----- Data shown
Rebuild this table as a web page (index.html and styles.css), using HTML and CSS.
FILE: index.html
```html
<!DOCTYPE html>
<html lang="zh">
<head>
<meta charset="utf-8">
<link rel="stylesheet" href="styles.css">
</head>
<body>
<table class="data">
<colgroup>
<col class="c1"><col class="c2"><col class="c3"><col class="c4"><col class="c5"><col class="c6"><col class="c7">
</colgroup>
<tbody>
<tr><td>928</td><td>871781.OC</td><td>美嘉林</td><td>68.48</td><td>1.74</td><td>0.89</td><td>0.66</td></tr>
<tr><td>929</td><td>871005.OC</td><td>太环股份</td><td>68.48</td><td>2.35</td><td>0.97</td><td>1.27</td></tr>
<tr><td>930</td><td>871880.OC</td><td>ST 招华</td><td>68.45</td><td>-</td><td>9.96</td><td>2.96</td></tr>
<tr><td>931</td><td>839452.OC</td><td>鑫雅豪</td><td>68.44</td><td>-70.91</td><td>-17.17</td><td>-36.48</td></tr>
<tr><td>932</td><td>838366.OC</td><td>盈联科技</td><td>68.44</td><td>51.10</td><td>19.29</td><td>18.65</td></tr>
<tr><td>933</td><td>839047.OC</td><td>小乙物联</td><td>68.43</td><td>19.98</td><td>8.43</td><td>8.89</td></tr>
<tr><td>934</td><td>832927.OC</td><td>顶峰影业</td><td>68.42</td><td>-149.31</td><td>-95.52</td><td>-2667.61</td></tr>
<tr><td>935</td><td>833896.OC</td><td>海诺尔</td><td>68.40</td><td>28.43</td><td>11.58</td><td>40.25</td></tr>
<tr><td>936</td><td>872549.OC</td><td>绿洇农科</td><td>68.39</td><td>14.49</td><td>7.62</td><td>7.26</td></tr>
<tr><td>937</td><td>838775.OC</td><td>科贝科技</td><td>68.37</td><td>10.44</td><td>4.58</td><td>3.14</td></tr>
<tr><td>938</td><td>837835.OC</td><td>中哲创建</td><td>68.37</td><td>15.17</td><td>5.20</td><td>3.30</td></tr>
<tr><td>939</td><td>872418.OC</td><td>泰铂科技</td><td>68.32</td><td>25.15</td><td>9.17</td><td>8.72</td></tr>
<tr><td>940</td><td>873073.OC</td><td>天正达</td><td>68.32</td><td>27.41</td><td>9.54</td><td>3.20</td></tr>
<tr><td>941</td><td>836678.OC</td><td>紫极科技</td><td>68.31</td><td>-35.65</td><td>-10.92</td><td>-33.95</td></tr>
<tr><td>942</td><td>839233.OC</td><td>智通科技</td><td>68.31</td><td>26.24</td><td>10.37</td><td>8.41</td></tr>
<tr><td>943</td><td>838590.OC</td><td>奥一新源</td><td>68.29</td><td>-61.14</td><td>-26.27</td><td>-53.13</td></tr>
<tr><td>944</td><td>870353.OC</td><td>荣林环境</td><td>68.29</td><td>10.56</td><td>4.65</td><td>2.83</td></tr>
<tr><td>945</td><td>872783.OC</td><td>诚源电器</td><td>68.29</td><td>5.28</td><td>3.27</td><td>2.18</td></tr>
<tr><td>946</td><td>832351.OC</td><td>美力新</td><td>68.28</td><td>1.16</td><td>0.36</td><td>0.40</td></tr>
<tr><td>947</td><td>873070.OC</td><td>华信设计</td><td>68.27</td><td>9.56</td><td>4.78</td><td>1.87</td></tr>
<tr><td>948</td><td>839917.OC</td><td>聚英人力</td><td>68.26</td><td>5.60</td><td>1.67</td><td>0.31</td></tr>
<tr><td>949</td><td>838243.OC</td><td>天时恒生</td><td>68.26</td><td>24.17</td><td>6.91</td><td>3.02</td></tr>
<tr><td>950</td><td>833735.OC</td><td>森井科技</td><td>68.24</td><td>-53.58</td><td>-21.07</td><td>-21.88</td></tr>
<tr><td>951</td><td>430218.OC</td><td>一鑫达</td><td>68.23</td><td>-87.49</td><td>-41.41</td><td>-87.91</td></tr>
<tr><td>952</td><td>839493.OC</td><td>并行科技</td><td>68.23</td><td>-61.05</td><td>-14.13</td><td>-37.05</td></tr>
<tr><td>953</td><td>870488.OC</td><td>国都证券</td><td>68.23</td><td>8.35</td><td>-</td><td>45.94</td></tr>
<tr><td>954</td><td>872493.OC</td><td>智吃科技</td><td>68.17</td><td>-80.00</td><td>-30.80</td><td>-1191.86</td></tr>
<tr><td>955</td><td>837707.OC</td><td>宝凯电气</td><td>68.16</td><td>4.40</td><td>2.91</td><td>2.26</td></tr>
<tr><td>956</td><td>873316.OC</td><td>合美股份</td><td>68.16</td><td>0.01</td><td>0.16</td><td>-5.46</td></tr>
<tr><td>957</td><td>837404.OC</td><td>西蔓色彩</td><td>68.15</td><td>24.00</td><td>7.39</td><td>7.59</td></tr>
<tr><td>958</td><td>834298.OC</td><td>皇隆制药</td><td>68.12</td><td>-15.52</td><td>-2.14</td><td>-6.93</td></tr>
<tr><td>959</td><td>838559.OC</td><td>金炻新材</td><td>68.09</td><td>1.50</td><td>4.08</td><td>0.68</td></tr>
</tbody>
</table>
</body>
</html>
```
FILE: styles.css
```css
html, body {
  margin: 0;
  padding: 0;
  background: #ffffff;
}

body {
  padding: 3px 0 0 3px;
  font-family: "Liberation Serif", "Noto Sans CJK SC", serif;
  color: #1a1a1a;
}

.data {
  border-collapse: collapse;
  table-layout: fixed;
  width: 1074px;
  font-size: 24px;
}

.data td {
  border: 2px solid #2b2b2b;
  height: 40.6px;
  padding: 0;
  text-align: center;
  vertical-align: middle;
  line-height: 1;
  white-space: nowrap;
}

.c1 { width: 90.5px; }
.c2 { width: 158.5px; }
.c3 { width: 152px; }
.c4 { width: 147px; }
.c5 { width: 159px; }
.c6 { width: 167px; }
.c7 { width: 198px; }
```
----------
Your instructions
Go through the material and copy out every line with "index" in it.

The solution
Rebuild this table as a web page (index.html and styles.css), using HTML and CSS.
FILE: index.html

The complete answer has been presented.